You need to remember, Winton was just a talented, but otherwise normal man. He had no formal connection to the government, no large reserve of a fortune to draw from and fund all these expenses. Just an intense desire to do good. Eventually, he needed to return to Britain, both to maneuver and advocate for his charges more effectively by speaking with politicians and policy makers face-to-face, and (very plainly) to make a living. His entire mission of mercy to Prague was coming out of pocket and it was beginning to take its toll. But still Winton persisted, for months he balanced working as a stockbroker by day, and as an activist for the Jewish people at night (and his lunch hour, early morning, or any spare minute he could find in his day).

He tirelessly worked to secure funds for desperate families who could not pay the transportation fee. More than that, he found British families willing to open their hearts and homes to young Jewish refugees. He printed photographs of needy children and paid to print them in the post. He beat down the door of every Church and Synagogue he could find and networked with them to find willing members of the congregation to take in a stranger’s child (a big ask, even under the circumstances).

He even committed a little crime. With frustration, he would later relate "Officials at the Home Office worked very slowly with the entry visas. We went to them urgently asking for permits, only to be told languidly, 'Why rush, old boy? Nothing will happen in Europe.' This was a few months before the war broke out. So, we forged the Home Office entry permits."

Reckless? Maybe, but he was proven right. Thanks to his hard work and selective bending of the rules, Winton was able to shepherd 669 Jewish children out of the jaws of the Nazi death machine just before war broke out and the Nazis "final solution” began in earnest. Many others were not so lucky.

Aftermath

After the war, Winton never spoke of his deeds. He married his wife Grete in ’48, had three children with her, and none of them knew anything about his humanitarian achievements. It wasn’t until 1988 when Grete stumbled on an old trunk with a scrapbook filled with dossiers and photos of Jewish children that she learned of it. She took the scrapbook to a holocaust historian and public knowledge of his deeds grew from there.

This culminated in an episode of the BBC program "That’s Life” Winton and his wife attended. One that was specially arranged without his knowledge. Winton came as an audience member, but the show had a surprise for him. Watch the touching scene for yourself.

 
After that incredible display, Winton became known far and wide as a hero. His scrapbook is featured in Yad Vashem, his story has been told in innumerable articles, and he was knighted Sir Nicholas Winton by the queen in 2002. He lived a powerful and affirming life to the aspirational age of 105.

Winton was a hero, there is no other way to describe him. He saw an injustice of unimaginable proportions being carried out and rather than turn his head like so many tragically did, or wait for someone else to do something, he followed his conscious and took action.

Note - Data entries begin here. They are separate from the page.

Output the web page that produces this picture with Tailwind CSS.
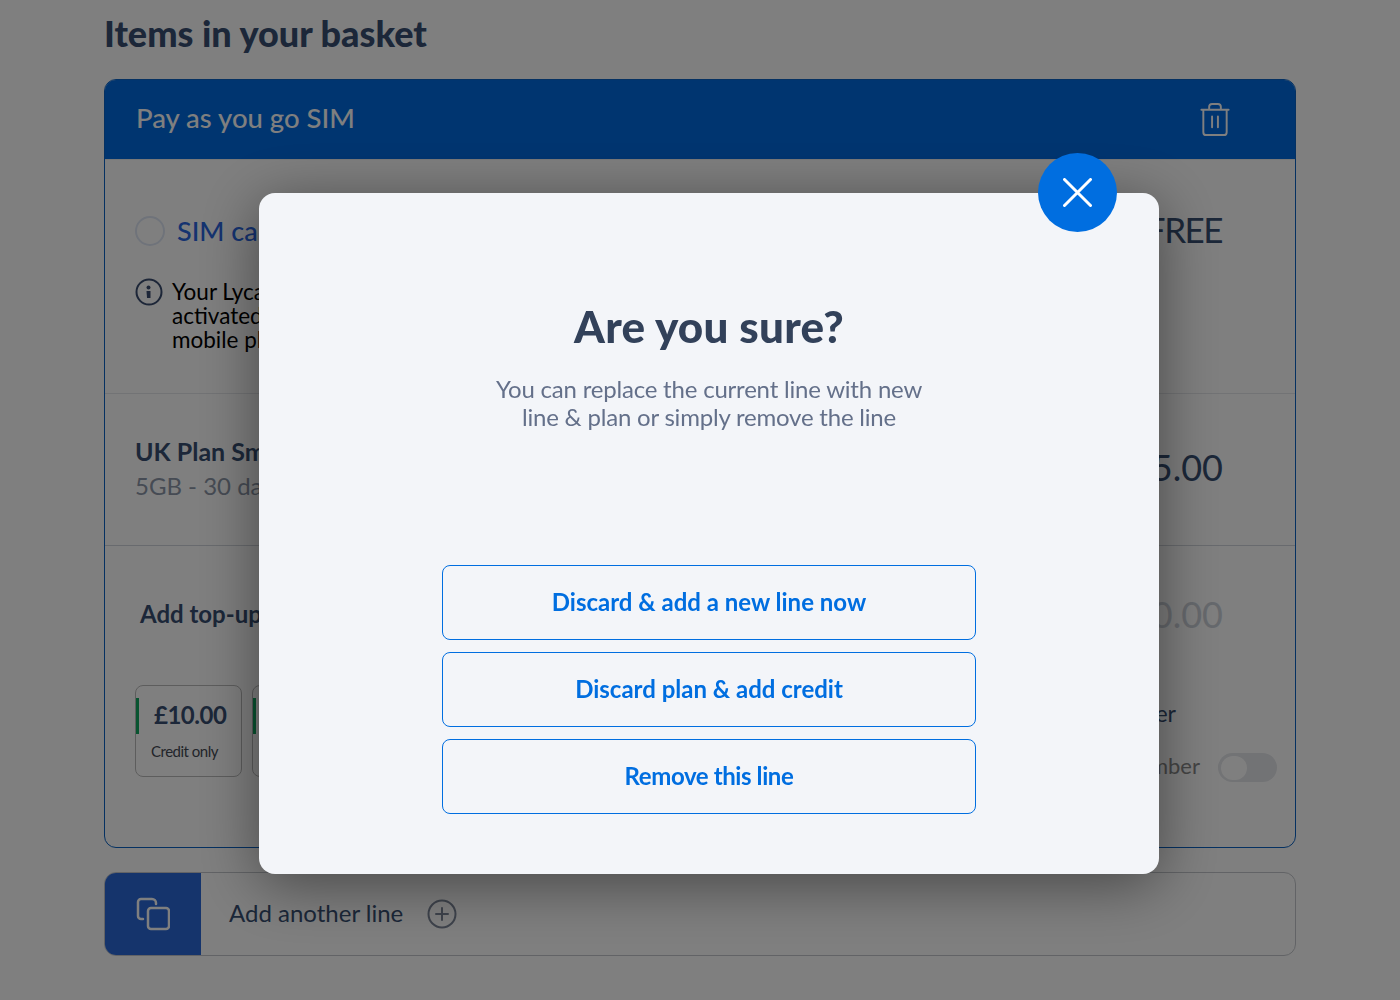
<!DOCTYPE html>
<html lang="en">
<head>
  <meta charset="UTF-8" />
  <title>Basket</title>
  <script src="https://cdn.jsdelivr.net/npm/@tailwindcss/browser@4"></script>
</head>
<body class="bg-white font-['Lato',sans-serif] overflow-hidden h-[1000px]">
  <!-- BASKET PAGE -->
  <main class="w-[1192px] ml-[104px] h-[1000px] overflow-hidden">
    <h1 class="h-[79px] pt-[10px] text-[36px] leading-[46px] font-black text-[#384f72]">Items in your basket</h1>

    <section class="h-[769px] border border-[#0a62c4] rounded-xl overflow-hidden">
      <header class="h-[81px] -mt-px -mx-px bg-[#006ae0] border-b border-b-[#f0f0f0] flex items-center justify-between pl-[32px] pr-[66px] rounded-t-xl">
        <h2 class="pb-[2px] text-[27.5px] font-medium text-white">Pay as you go SIM</h2>
        <svg class="w-[30px] h-[35px]" viewBox="0 0 30 36" fill="none" stroke="#fff" stroke-width="2" stroke-linecap="round" stroke-linejoin="round">
          <path d="M1 8h28M3 8v23a3 3 0 0 0 3 3h18a3 3 0 0 0 3-3V8M9 8V5a3 3 0 0 1 3-3h6a3 3 0 0 1 3 3v3M12 15v11M18 15v11"/>
        </svg>
      </header>

      <div class="h-[234px] border-b border-gray-200 pl-[30px] pr-[72px] pt-[50px] flex justify-between">
        <div class="w-[500px]">
          <div class="flex items-center gap-[12px] h-[42px]">
            <span class="w-[30px] h-[30px] rounded-full border-2 border-[#dfe6f5]"></span>
            <span class="text-[27px] font-medium text-[#2a66e0]">SIM card</span>
          </div>
          <div class="flex gap-[9px] mt-[26px]">
            <svg class="w-[28px] h-[28px]" viewBox="0 0 28 28" fill="none">
              <circle cx="14" cy="14" r="12.5" stroke="#3a4d70" stroke-width="2"/>
              <circle cx="13.5" cy="9.5" r="2" fill="#3a4d70"/>
              <path d="M11.5 13h4v7h-3.500z" fill="#3a4d70"/>
            </svg>
            <p class="mt-[2px] text-[22.5px] leading-[24px] text-black">Your Lycamobile SIM will be<br>activated when you add a<br>mobile plan</p>
          </div>
        </div>
        <span class="mr-[1px] text-[35px] leading-[38px] tracking-[-1.5px] text-[#384f72]">FREE</span>
      </div>

      <div class="h-[152px] border-b border-gray-300 pl-[30px] pr-[72px] pt-[40px] flex justify-between">
        <div class="w-[500px]">
          <p class="text-[25px] leading-[34px] font-bold text-[#384f72]">UK Plan Small</p>
          <p class="text-[24px] leading-[36px] text-[#8d97a8]">5GB - 30 days</p>
        </div>
        <span class="text-[36px] leading-[50px] mt-[8px] text-[#384f72]">£5.00</span>
      </div>

      <div class="relative pl-[30px] pr-[18px] pt-[40px]">
        <div class="flex justify-between pr-[54px]">
          <p class="ml-[5px] text-[24px] leading-[56px] font-bold text-[#384f72] h-[60px]">Add top-up</p>
          <span class="text-[36px] leading-[56px] text-[#cdd2da]">£0.00</span>
        </div>
        <div class="flex justify-between mt-[39px]">
          <div class="flex gap-[10px]">
            <div class="w-[107px] h-[92px] rounded-lg border border-[#bbbbbb] relative">
              <span class="absolute left-0 top-[12px] w-[3px] h-[36px] bg-[#10a860]"></span>
              <p class="pt-[11px] pl-[18px] text-[24px] leading-[36px] font-bold tracking-[-0.5px] text-[#384f72]">£10.00</p>
              <p class="pl-[15px] pt-[8px] text-[15px] leading-[20px] tracking-[-0.5px] text-[#454a54]">Credit only</p>
            </div>
            <div class="w-[107px] h-[92px] rounded-lg border border-[#bbbbbb] relative">
              <span class="absolute left-0 top-[12px] w-[3px] h-[36px] bg-[#10a860]"></span>
            </div>
          </div>
          <div class="flex flex-col items-end">
            <p class="text-[23px] leading-[28px] mt-[14px] pr-[101px] text-[#384f72]">Keep my number</p>
            <div class="flex items-center gap-[18px] mt-[25px]">
              <span class="pb-[2px] text-[22px] leading-[28px] text-[#8a8a8a]">Use my number</span>
              <span class="w-[59px] h-[29px] rounded-full bg-[#e4e6ea] p-[3px]"><span class="block w-[26px] h-[24px] rounded-full bg-white"></span></span>
            </div>
          </div>
        </div>
      </div>
    </section>

    <a class="mt-[24px] h-[84px] border border-[#c4c7cc] rounded-xl flex items-center overflow-hidden">
      <span class="w-[97px] h-[84px] -ml-px bg-[#2a68d8] flex items-center justify-center">
        <svg class="w-[34px] h-[34px]" viewBox="0 0 34 34" fill="none" stroke="#fff" stroke-width="2.500" stroke-linecap="round" stroke-linejoin="round">
          <rect x="12" y="11" width="21" height="21" rx="3"/>
          <path d="M7 22H5a3 3 0 0 1-3-3V5a3 3 0 0 1 3-3h11a4 4 0 0 1 4 4v1"/>
        </svg>
      </span>
      <span class="ml-[28px] pb-[2px] text-[24px] text-[#384f72]">Add another line</span>
      <svg class="ml-[24px] w-[30px] h-[30px]" viewBox="0 0 30 30" fill="none" stroke="#7d8799" stroke-width="2" stroke-linecap="round">
        <circle cx="15" cy="15" r="13.500"/><path d="M15 9v12M9 15h12"/>
      </svg>
    </a>
  </main>

  <!-- OVERLAY + MODAL -->
  <div class="fixed inset-0 bg-black/50">
    <div class="absolute left-[259px] top-[193px] w-[900px] h-[681px] bg-[#f3f5f9] rounded-2xl shadow-[0_10px_60px_rgba(0,0,0,0.45)] flex flex-col items-center">
      <button class="absolute top-[-40px] right-[42px] w-[79px] h-[79px] rounded-full bg-[#006ee0] flex items-center justify-center">
        <svg class="w-[29px] h-[29px]" viewBox="0 0 29 29" stroke="#fff" stroke-width="3" stroke-linecap="round"><path d="M1.500 1.500l26 26M27.500 1.500l-26 26"/></svg>
      </button>
      <h2 class="mt-[104px] text-[44px] leading-[58px] font-black tracking-[0.25px] text-[#32415a]">Are you sure?</h2>
      <p class="mt-[20px] w-[440px] text-center text-[24px] leading-[28px] tracking-[-0.2px] text-[#64708a]">You can replace the current line with new line &amp; plan or simply remove the line</p>
      <div class="mt-[134px] w-[534px] flex flex-col gap-[12px]">
        <button class="h-[75px] pb-[2px] border border-[#006ee0] rounded-lg text-[24px] font-bold text-[#006ee0]">Discard &amp; add a new line now</button>
        <button class="h-[75px] pb-[2px] border border-[#006ee0] rounded-lg text-[24px] font-bold text-[#006ee0]">Discard plan &amp; add credit</button>
        <button class="h-[75px] pb-[2px] border border-[#006ee0] rounded-lg text-[24px] font-bold tracking-[-0.4px] text-[#006ee0]">Remove this line</button>
      </div>
    </div>
  </div>
</body>
</html>
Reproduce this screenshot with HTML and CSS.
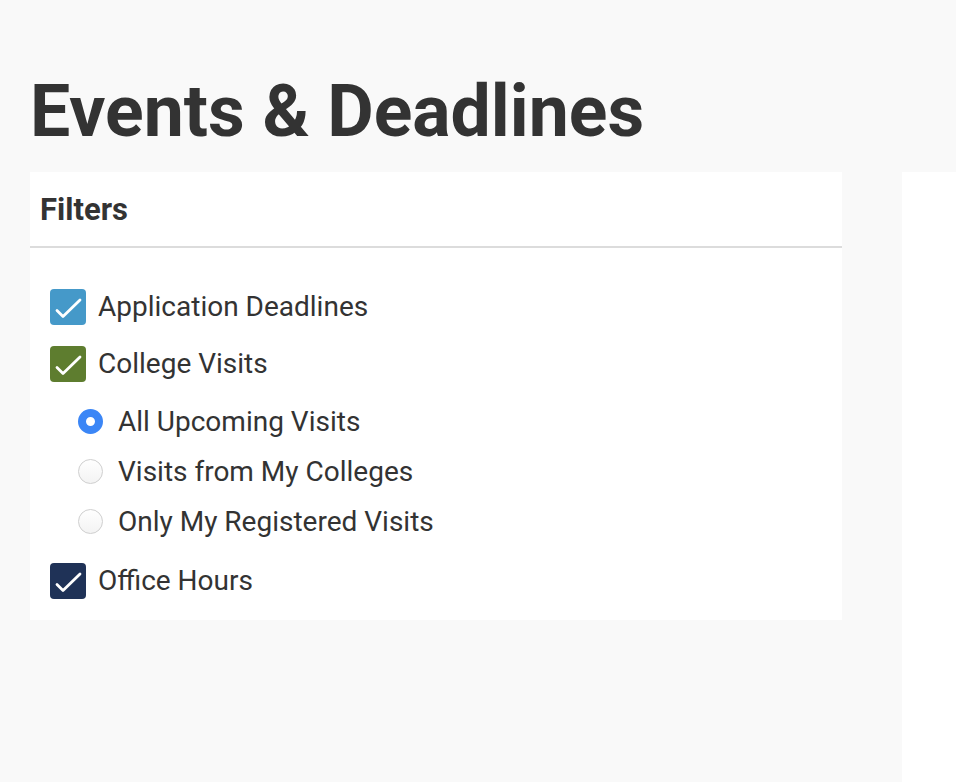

The only question left of his story is why he didn’t share his deeds with his family, why he sought none of the richly deserved glory he was eventually given. There are several possible reasons. Winton was by all accounts a modest and humble man, who has frequently said his partners and friends in Prague deserve as much credit as he does. He could have also been honouring the millions of fallen of the Holocaust, keeping remembrance focused on those who were lost rather than himself.

There is one sadder possibility though. While Winton was able to save 669 human lives, he always wanted to save more. He attempted to save more. And he would have saved more if the Home Office had just cooperated a little bit more.

On September 1, 1939, Winton had 250 more children loaded onto a train and awaiting their journey to safety. It was the largest mass transport he had organized. That day, Hitler’s Nazi army invaded Poland, instantly closing all borders under German control. Those 250 children, already on a train, never made it out of German territory. Of them, only 2 would survive the horrors of the concentration camps.

Winton had everything in the world to be proud of. The tragic loss of that last train of children was not his fault and does nothing to diminish his bravery and moral clarity. But one can’t help but wonder how that loss haunted him, how the thought of those children, expecting to make the trip to meet their new families, instead hauled off the train by Nazi thugs, kept him up at nights.